Anche nell´A.T. si potrebbero trovare molte pagine interessanti. A noi basta ricordare le parole del secondo Isaia. In una situazione apparentemente priva di speranza (come il più delle nostre), il grande profeta dice: "Non ricordate le cose passate, non pensate più alle cose antiche: ecco faccio una cosa nuova, sta già germogliando, non ve ne accorgete?" (43,18-19). Non è il passato che deve ritornare, ma qualcosa di nuovo che deve affacciarsi. C´è un attaccamento al passato (anche al passato di Dio) che chiude gli occhi e impedisce di scorgere cose nuove che pure ci sono.
Come per Gesù, anche per il cristiano il fondamento ultimo della speranza va posto nella fedeltà di Dio: una fedeltà che va sperimentata nella vita di fede, come ha fatto Gesù. Senza questa esperienza di fede, la speranza si dissolve.

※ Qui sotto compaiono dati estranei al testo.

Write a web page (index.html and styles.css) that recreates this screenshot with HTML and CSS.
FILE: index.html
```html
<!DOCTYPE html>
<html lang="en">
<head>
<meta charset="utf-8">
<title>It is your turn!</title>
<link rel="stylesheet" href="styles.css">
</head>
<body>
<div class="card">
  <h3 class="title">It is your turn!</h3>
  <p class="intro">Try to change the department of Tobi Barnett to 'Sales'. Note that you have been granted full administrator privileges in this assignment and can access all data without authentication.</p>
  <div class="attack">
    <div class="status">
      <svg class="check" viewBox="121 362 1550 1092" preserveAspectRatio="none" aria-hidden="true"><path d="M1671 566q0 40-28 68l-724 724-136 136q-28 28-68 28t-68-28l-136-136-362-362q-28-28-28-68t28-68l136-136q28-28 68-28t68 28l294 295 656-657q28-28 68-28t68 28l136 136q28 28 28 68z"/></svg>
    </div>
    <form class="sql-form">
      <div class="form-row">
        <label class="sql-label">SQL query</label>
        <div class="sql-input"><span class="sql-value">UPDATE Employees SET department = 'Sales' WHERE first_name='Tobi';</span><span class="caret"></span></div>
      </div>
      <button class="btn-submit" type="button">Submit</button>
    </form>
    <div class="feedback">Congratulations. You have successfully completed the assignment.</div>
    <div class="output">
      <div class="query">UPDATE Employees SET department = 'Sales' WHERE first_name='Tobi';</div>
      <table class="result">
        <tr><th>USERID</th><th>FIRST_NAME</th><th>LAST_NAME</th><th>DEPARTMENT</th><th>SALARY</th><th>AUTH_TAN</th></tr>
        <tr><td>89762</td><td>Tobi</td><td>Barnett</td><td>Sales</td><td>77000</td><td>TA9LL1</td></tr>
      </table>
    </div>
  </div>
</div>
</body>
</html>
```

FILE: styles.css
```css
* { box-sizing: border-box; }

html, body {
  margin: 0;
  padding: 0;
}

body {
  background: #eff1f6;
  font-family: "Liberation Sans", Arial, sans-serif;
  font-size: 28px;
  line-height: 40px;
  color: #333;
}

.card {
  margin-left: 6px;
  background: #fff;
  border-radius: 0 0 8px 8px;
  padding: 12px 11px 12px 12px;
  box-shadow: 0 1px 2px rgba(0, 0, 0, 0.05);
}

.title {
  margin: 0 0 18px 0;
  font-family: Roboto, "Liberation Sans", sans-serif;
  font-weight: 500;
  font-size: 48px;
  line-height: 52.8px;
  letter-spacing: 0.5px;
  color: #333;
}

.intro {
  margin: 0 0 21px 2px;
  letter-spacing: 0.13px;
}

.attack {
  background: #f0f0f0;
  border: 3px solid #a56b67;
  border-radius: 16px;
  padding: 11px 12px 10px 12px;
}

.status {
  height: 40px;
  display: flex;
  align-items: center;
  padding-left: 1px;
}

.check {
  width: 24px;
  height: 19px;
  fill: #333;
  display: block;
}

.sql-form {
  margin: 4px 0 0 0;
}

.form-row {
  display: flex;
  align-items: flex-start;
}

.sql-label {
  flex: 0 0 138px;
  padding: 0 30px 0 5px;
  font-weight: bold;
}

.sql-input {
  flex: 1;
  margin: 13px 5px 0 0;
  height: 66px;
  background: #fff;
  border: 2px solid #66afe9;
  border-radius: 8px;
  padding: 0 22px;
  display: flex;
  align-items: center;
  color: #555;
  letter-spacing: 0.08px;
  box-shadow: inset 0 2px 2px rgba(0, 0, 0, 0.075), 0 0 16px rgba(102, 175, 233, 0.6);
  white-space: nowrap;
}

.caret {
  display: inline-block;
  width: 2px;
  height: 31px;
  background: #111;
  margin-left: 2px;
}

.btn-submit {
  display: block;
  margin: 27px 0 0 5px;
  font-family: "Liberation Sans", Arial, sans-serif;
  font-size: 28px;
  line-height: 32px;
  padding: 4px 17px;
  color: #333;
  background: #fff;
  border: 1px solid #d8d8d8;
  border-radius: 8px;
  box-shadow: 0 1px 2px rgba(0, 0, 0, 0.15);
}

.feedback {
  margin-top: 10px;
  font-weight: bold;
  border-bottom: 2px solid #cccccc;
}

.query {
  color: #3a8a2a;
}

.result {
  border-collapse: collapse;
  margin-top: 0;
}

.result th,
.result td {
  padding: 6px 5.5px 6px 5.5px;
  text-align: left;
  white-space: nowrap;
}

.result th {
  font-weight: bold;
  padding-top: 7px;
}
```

Come nel caso di Gesù, ciò che si spera è anzitutto il trionfo della dedizione, dell´amore, di una vita donata. L´oggetto ultimo della speranza è il trionfo dell´amore, non il trionfo di chi sa quali altre cose. Se vivi la dedizione come Cristo, vivrai sino in fondo lo scandalo della speranza, ma anche troverai la vera ragione per sperare. Paradossale: la speranza si alimenta in una vita a rischio.
La speranza cristiana trova il suo fondamento nella risurrezione di Gesù, ma - anche prima ai piedi della croce - nel miracolo di una violenza subita che si trasforma in amore. Fondamento della speranza è anche il crocifisso, non soltanto il risorto. Nel crocifisso scorgi un amore più forte del male. Una visione che convince, come il martirio.